→ TASK INSTRUCTIONS
Find each line with "this" and copy it.

→ Data listing
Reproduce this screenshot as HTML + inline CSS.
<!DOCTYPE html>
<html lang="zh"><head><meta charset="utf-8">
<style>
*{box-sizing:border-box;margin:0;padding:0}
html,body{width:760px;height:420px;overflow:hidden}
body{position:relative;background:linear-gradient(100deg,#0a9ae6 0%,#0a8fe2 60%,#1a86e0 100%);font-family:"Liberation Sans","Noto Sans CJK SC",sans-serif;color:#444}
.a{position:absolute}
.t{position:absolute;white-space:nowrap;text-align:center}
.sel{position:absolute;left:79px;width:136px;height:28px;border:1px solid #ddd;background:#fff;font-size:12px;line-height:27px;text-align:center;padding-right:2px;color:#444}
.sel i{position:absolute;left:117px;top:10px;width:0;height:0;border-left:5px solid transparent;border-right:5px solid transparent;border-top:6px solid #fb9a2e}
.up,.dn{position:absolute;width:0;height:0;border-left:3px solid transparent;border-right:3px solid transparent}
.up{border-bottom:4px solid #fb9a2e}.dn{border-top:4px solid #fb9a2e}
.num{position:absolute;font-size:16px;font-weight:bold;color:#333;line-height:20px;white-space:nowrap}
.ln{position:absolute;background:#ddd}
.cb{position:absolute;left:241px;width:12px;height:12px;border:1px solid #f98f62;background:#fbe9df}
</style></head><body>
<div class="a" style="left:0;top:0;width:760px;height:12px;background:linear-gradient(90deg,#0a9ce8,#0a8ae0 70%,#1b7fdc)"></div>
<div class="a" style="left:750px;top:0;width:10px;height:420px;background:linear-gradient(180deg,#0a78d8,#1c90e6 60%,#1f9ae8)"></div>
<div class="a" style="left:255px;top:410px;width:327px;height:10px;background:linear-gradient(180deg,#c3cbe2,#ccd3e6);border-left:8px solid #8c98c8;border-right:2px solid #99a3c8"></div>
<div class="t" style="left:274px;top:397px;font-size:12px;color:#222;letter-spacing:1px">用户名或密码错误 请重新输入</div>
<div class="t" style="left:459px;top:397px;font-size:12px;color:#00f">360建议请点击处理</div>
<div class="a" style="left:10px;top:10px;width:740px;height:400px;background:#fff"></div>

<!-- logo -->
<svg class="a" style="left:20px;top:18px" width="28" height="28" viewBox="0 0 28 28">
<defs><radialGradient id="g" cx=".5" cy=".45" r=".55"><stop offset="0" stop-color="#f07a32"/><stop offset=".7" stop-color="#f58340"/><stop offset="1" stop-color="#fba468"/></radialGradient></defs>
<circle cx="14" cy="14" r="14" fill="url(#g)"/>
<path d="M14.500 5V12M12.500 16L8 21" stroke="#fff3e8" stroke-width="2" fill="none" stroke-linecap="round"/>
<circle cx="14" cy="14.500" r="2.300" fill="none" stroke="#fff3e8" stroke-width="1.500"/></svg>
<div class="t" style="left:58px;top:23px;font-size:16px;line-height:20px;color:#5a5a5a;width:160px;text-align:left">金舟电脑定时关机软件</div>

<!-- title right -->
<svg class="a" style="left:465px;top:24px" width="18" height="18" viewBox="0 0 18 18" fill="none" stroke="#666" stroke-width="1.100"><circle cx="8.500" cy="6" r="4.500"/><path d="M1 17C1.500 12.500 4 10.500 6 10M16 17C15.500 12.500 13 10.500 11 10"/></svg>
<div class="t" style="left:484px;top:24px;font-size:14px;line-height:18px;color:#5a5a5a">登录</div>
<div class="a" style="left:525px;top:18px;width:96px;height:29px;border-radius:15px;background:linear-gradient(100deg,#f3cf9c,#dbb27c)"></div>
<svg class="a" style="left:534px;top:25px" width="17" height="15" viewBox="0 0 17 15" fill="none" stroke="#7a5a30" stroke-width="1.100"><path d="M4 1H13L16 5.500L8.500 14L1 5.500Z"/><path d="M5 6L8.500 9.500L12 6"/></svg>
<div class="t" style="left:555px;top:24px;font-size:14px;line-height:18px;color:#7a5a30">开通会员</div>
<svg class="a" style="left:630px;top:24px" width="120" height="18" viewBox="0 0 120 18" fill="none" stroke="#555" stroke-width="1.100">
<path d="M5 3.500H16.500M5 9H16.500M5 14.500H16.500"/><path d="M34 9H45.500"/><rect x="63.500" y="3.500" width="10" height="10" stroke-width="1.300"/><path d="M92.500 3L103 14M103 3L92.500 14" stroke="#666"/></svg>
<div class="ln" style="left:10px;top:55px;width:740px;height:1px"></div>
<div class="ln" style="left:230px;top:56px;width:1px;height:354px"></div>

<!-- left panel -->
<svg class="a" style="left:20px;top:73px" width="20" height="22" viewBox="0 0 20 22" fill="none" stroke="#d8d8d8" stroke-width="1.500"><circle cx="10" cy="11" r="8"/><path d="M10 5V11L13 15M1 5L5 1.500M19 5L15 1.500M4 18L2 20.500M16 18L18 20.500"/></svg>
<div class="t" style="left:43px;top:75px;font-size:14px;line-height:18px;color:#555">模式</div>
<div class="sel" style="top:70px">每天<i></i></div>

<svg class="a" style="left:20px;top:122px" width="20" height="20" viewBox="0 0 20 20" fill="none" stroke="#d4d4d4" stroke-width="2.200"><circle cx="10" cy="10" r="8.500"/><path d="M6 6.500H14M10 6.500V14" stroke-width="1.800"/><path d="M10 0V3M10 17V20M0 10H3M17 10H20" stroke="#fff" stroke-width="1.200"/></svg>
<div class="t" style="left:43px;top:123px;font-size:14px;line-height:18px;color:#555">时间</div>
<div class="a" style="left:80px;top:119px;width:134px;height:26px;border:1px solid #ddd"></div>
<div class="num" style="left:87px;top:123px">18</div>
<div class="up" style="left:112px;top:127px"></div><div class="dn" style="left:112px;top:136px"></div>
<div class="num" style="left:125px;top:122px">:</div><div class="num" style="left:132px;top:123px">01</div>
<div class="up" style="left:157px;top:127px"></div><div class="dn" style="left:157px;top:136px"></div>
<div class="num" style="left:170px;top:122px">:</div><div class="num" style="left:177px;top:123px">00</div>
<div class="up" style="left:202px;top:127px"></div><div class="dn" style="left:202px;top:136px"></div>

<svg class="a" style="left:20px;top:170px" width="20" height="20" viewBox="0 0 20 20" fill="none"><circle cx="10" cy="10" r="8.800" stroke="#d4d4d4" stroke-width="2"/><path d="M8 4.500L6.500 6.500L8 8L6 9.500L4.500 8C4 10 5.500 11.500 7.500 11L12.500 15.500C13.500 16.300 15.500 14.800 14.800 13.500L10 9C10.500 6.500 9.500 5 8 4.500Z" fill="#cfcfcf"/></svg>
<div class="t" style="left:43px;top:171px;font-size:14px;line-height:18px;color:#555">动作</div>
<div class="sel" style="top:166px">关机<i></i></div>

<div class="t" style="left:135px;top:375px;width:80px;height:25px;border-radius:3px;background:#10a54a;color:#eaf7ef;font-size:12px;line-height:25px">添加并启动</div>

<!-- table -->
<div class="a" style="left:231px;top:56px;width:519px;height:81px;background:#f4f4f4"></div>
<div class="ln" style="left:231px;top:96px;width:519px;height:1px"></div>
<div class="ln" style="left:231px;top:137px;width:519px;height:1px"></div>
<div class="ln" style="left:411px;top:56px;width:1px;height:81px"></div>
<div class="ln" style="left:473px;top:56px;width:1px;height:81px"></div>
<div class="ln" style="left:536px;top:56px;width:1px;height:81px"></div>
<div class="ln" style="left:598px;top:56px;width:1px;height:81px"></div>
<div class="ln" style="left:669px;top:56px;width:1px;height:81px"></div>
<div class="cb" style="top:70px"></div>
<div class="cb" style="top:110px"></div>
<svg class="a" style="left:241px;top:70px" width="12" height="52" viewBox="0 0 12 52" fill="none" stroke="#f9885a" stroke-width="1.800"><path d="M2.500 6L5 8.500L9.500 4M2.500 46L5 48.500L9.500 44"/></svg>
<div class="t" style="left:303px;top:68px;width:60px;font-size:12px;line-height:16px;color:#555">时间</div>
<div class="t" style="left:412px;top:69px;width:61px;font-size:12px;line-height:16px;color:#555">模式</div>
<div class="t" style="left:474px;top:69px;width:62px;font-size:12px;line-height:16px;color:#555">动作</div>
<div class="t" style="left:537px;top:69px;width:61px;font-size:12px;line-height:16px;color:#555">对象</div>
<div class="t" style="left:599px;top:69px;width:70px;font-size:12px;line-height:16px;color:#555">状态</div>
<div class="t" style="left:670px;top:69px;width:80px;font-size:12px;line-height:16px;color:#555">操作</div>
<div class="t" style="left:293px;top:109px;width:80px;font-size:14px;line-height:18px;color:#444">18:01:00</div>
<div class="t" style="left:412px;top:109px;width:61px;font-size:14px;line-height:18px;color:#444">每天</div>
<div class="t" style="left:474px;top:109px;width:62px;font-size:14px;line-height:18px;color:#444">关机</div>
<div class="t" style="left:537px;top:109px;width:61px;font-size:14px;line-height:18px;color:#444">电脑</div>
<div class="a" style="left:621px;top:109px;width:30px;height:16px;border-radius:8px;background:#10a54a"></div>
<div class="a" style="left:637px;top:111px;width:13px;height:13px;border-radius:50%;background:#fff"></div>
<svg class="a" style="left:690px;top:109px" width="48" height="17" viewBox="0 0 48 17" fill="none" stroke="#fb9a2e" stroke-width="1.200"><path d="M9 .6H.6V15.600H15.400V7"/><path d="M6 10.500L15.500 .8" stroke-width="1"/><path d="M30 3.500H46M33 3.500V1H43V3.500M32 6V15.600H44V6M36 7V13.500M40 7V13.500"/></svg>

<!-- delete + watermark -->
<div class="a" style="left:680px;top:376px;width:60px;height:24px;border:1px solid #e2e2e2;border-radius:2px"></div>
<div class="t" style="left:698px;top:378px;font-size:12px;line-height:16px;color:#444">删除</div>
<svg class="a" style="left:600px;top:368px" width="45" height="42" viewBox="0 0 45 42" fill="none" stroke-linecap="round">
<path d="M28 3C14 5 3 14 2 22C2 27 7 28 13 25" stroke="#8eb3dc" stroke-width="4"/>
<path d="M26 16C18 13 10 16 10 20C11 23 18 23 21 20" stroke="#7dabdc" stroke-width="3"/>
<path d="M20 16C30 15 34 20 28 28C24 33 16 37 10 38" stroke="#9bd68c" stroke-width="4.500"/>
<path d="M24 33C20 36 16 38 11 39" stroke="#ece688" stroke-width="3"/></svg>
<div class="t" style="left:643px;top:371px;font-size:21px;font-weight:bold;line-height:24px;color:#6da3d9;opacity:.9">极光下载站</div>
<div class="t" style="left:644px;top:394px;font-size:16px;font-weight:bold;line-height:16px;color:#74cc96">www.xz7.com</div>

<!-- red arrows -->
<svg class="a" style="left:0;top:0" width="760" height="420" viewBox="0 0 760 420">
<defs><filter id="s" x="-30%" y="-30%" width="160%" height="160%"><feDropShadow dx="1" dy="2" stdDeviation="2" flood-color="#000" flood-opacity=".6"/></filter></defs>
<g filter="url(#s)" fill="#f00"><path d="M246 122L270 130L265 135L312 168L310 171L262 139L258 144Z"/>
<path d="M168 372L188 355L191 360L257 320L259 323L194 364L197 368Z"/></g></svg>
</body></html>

* * *

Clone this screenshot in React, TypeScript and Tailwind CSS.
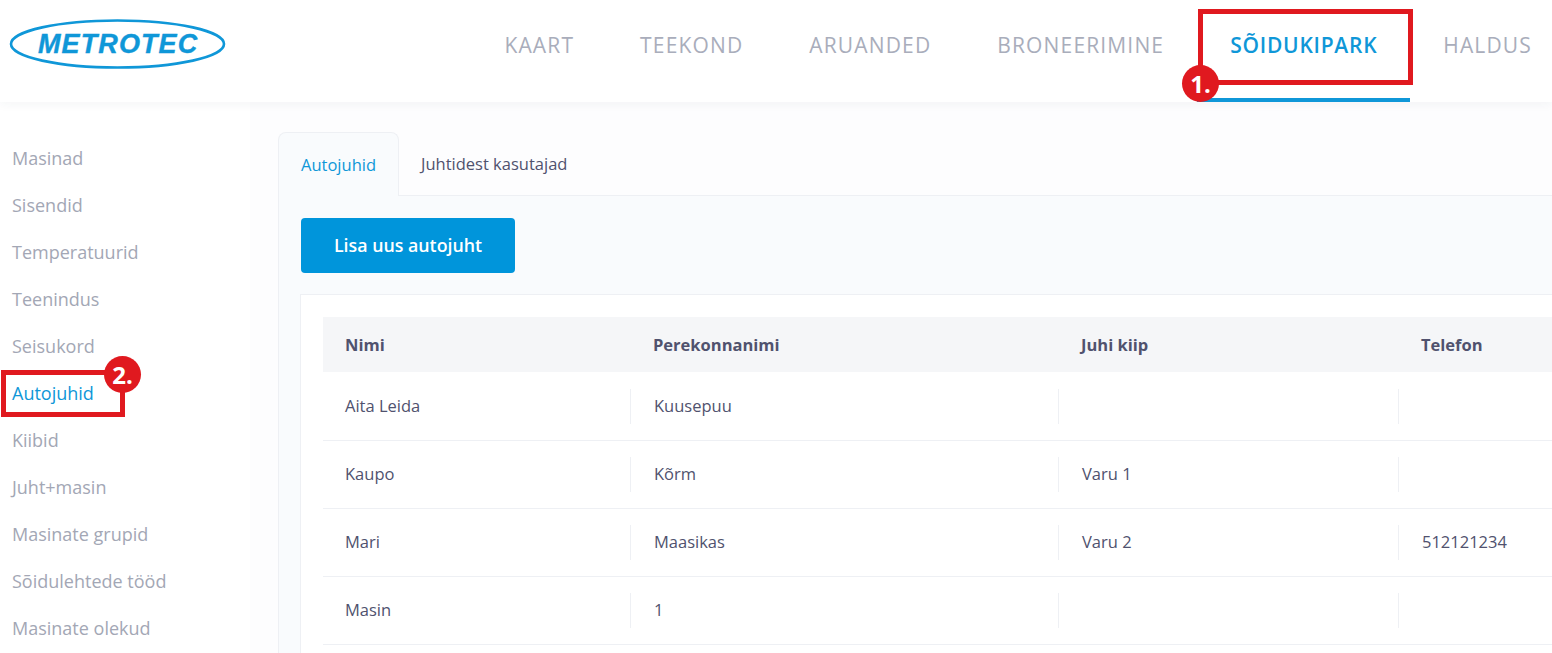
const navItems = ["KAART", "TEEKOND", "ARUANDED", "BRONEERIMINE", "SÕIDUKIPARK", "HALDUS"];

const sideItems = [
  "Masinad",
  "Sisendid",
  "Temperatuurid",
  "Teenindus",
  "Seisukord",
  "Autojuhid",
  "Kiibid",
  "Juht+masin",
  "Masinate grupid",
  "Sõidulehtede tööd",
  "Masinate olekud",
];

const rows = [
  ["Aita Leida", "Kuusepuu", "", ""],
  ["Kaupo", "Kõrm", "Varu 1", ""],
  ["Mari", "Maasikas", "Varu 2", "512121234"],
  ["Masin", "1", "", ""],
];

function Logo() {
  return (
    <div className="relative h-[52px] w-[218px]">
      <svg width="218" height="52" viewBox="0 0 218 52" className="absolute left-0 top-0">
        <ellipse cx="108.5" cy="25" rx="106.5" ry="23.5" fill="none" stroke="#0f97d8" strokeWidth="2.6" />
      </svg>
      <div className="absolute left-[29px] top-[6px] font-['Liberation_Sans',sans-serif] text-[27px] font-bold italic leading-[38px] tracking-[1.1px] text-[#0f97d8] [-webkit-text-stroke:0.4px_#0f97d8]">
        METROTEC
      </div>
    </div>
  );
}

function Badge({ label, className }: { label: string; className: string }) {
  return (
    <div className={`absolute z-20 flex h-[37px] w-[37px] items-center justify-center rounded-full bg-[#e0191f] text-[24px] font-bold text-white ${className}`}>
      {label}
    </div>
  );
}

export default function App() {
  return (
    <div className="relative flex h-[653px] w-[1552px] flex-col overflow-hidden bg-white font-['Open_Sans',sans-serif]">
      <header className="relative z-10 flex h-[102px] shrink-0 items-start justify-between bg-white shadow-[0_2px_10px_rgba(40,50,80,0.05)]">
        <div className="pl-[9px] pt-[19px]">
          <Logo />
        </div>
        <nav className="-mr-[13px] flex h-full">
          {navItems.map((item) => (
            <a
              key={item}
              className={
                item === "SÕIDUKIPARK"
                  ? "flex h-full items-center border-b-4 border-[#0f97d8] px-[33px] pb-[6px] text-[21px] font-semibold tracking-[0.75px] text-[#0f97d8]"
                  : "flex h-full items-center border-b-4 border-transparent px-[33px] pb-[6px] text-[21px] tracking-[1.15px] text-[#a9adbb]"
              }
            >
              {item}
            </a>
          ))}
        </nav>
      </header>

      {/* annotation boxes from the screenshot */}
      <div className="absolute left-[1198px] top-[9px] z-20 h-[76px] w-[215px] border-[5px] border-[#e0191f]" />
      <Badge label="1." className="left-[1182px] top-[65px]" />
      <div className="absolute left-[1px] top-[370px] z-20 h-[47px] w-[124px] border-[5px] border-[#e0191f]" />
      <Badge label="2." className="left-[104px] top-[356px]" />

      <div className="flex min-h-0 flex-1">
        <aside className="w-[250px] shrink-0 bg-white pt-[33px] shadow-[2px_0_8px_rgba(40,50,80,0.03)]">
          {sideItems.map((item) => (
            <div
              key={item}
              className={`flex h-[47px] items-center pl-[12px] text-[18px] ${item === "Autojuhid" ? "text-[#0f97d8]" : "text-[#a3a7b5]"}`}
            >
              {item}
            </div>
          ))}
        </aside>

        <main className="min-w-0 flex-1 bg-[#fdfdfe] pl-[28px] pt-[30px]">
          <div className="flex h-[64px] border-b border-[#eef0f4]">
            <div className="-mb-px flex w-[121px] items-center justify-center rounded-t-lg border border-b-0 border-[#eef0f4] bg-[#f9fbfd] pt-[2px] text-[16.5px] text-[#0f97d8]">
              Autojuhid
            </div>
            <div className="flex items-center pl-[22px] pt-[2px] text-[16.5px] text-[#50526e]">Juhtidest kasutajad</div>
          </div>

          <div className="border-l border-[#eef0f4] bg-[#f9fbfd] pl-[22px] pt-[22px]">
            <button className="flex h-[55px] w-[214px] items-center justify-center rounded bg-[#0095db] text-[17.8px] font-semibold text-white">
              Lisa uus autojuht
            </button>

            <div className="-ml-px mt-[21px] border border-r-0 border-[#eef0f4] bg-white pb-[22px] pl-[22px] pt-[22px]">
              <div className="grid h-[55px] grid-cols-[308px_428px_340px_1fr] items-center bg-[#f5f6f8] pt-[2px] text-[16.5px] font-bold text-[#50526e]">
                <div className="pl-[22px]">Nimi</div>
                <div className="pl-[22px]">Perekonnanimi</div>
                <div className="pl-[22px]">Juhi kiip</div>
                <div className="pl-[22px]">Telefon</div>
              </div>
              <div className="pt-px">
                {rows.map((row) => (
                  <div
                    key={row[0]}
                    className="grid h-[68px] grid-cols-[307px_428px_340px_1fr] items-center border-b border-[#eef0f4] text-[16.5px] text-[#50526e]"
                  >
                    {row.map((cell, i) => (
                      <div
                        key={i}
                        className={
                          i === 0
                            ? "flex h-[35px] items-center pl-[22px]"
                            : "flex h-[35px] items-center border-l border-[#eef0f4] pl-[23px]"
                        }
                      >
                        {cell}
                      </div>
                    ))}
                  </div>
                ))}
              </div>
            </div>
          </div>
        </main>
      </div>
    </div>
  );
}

→ OUTPUT OF THE TASK
Reproduce this screenshot as HTML + inline CSS.
Clone this screenshot in React, TypeScript and Tailwind CSS.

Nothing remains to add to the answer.